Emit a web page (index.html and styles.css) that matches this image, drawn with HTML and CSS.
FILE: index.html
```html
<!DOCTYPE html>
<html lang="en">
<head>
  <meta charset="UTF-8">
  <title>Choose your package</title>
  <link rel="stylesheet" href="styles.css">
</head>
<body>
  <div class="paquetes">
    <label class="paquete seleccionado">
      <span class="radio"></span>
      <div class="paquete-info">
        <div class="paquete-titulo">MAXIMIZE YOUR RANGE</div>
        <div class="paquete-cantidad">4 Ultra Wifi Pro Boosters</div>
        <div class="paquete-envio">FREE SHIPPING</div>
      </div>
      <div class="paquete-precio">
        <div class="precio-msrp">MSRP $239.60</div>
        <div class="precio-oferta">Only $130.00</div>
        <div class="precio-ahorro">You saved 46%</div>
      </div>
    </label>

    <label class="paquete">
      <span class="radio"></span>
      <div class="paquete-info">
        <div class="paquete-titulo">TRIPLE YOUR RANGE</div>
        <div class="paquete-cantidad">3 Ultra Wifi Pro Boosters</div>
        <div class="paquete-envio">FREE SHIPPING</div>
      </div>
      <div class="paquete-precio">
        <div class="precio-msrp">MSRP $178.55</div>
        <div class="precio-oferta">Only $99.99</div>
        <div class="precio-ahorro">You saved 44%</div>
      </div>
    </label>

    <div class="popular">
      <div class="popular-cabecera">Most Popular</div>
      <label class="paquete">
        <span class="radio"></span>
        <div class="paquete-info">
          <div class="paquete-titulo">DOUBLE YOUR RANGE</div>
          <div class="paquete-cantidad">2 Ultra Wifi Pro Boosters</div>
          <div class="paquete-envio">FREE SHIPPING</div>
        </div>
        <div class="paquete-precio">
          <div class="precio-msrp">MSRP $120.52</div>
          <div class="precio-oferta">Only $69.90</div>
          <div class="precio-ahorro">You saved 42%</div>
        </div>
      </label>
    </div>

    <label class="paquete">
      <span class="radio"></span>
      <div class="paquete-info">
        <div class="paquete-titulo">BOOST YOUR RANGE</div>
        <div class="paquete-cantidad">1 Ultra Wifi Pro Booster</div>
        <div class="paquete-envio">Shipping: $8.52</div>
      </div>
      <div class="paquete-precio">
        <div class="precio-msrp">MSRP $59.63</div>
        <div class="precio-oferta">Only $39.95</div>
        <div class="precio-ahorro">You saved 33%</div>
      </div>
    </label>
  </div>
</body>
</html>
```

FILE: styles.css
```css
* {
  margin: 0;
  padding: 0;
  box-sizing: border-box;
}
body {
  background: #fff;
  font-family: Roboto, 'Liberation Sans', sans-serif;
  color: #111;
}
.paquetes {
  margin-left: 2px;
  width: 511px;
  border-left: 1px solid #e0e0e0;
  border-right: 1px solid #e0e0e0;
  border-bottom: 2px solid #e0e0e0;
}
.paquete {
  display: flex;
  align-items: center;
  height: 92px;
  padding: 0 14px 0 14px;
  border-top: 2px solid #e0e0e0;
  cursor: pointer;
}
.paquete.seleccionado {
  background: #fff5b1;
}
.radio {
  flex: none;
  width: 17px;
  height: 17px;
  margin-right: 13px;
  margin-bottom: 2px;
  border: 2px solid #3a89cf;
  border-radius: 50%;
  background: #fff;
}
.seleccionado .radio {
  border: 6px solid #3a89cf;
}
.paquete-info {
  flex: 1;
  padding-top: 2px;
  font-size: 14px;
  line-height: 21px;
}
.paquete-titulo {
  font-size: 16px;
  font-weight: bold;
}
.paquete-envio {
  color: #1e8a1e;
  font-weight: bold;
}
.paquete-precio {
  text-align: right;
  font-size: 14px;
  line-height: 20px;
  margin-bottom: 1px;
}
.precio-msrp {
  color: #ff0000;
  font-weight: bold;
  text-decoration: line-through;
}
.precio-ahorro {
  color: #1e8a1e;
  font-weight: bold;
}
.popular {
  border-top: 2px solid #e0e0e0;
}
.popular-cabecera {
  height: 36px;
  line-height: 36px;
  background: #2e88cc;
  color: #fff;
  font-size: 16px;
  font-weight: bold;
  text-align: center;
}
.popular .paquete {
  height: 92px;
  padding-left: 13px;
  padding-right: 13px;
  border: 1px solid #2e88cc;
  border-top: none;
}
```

→ DESCRIPTION OF THE TASK: Print the complete listing again, exactly as it stands.

→ TASK SOLUTION:
Emit a web page (index.html and styles.css) that matches this image, drawn with HTML and CSS.
FILE: index.html
```html
<!DOCTYPE html>
<html lang="en">
<head>
  <meta charset="UTF-8">
  <title>Choose your package</title>
  <link rel="stylesheet" href="styles.css">
</head>
<body>
  <div class="paquetes">
    <label class="paquete seleccionado">
      <span class="radio"></span>
      <div class="paquete-info">
        <div class="paquete-titulo">MAXIMIZE YOUR RANGE</div>
        <div class="paquete-cantidad">4 Ultra Wifi Pro Boosters</div>
        <div class="paquete-envio">FREE SHIPPING</div>
      </div>
      <div class="paquete-precio">
        <div class="precio-msrp">MSRP $239.60</div>
        <div class="precio-oferta">Only $130.00</div>
        <div class="precio-ahorro">You saved 46%</div>
      </div>
    </label>

    <label class="paquete">
      <span class="radio"></span>
      <div class="paquete-info">
        <div class="paquete-titulo">TRIPLE YOUR RANGE</div>
        <div class="paquete-cantidad">3 Ultra Wifi Pro Boosters</div>
        <div class="paquete-envio">FREE SHIPPING</div>
      </div>
      <div class="paquete-precio">
        <div class="precio-msrp">MSRP $178.55</div>
        <div class="precio-oferta">Only $99.99</div>
        <div class="precio-ahorro">You saved 44%</div>
      </div>
    </label>

    <div class="popular">
      <div class="popular-cabecera">Most Popular</div>
      <label class="paquete">
        <span class="radio"></span>
        <div class="paquete-info">
          <div class="paquete-titulo">DOUBLE YOUR RANGE</div>
          <div class="paquete-cantidad">2 Ultra Wifi Pro Boosters</div>
          <div class="paquete-envio">FREE SHIPPING</div>
        </div>
        <div class="paquete-precio">
          <div class="precio-msrp">MSRP $120.52</div>
          <div class="precio-oferta">Only $69.90</div>
          <div class="precio-ahorro">You saved 42%</div>
        </div>
      </label>
    </div>

    <label class="paquete">
      <span class="radio"></span>
      <div class="paquete-info">
        <div class="paquete-titulo">BOOST YOUR RANGE</div>
        <div class="paquete-cantidad">1 Ultra Wifi Pro Booster</div>
        <div class="paquete-envio">Shipping: $8.52</div>
      </div>
      <div class="paquete-precio">
        <div class="precio-msrp">MSRP $59.63</div>
        <div class="precio-oferta">Only $39.95</div>
        <div class="precio-ahorro">You saved 33%</div>
      </div>
    </label>
  </div>
</body>
</html>
```

FILE: styles.css
```css
* {
  margin: 0;
  padding: 0;
  box-sizing: border-box;
}
body {
  background: #fff;
  font-family: Roboto, 'Liberation Sans', sans-serif;
  color: #111;
}
.paquetes {
  margin-left: 2px;
  width: 511px;
  border-left: 1px solid #e0e0e0;
  border-right: 1px solid #e0e0e0;
  border-bottom: 2px solid #e0e0e0;
}
.paquete {
  display: flex;
  align-items: center;
  height: 92px;
  padding: 0 14px 0 14px;
  border-top: 2px solid #e0e0e0;
  cursor: pointer;
}
.paquete.seleccionado {
  background: #fff5b1;
}
.radio {
  flex: none;
  width: 17px;
  height: 17px;
  margin-right: 13px;
  margin-bottom: 2px;
  border: 2px solid #3a89cf;
  border-radius: 50%;
  background: #fff;
}
.seleccionado .radio {
  border: 6px solid #3a89cf;
}
.paquete-info {
  flex: 1;
  padding-top: 2px;
  font-size: 14px;
  line-height: 21px;
}
.paquete-titulo {
  font-size: 16px;
  font-weight: bold;
}
.paquete-envio {
  color: #1e8a1e;
  font-weight: bold;
}
.paquete-precio {
  text-align: right;
  font-size: 14px;
  line-height: 20px;
  margin-bottom: 1px;
}
.precio-msrp {
  color: #ff0000;
  font-weight: bold;
  text-decoration: line-through;
}
.precio-ahorro {
  color: #1e8a1e;
  font-weight: bold;
}
.popular {
  border-top: 2px solid #e0e0e0;
}
.popular-cabecera {
  height: 36px;
  line-height: 36px;
  background: #2e88cc;
  color: #fff;
  font-size: 16px;
  font-weight: bold;
  text-align: center;
}
.popular .paquete {
  height: 92px;
  padding-left: 13px;
  padding-right: 13px;
  border: 1px solid #2e88cc;
  border-top: none;
}
```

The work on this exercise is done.